Pour mémoire, le projet de loi qui était revenu sur le devant de la scène en février avait semé le trouble en même temps que la question de l’arnona, la taxe d’habitation israélienne. La municipalité de Jérusalem souhaitait appliquer le recouvrement des impôts sur les biens des Eglises qu’elle considère comme commerciaux (hôtellerie, restauration, boutiques de souvenirs, etc.) Les lieux de culte et les établissements scolaires n’étant pas concernés. A noter que les Eglises ont toujours été exemptées depuis l’époque ottomane.

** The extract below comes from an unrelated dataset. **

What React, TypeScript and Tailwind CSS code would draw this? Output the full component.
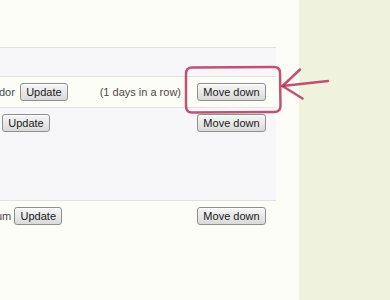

Face à la réaction des Eglises sur ces deux points, le gouvernement de Benjamin Netanyahu avait annoncé une concertation avec le ministre de la coopération régionale, Tzachi Hanegbi. Ce dernier « a rencontré les responsables religieux pour la première fois le 13 septembre et il leur aurait dit que la législation n’était plus d’actualité pour le moment. », a rapporté le Times of Israel dans son édition du 22 octobre.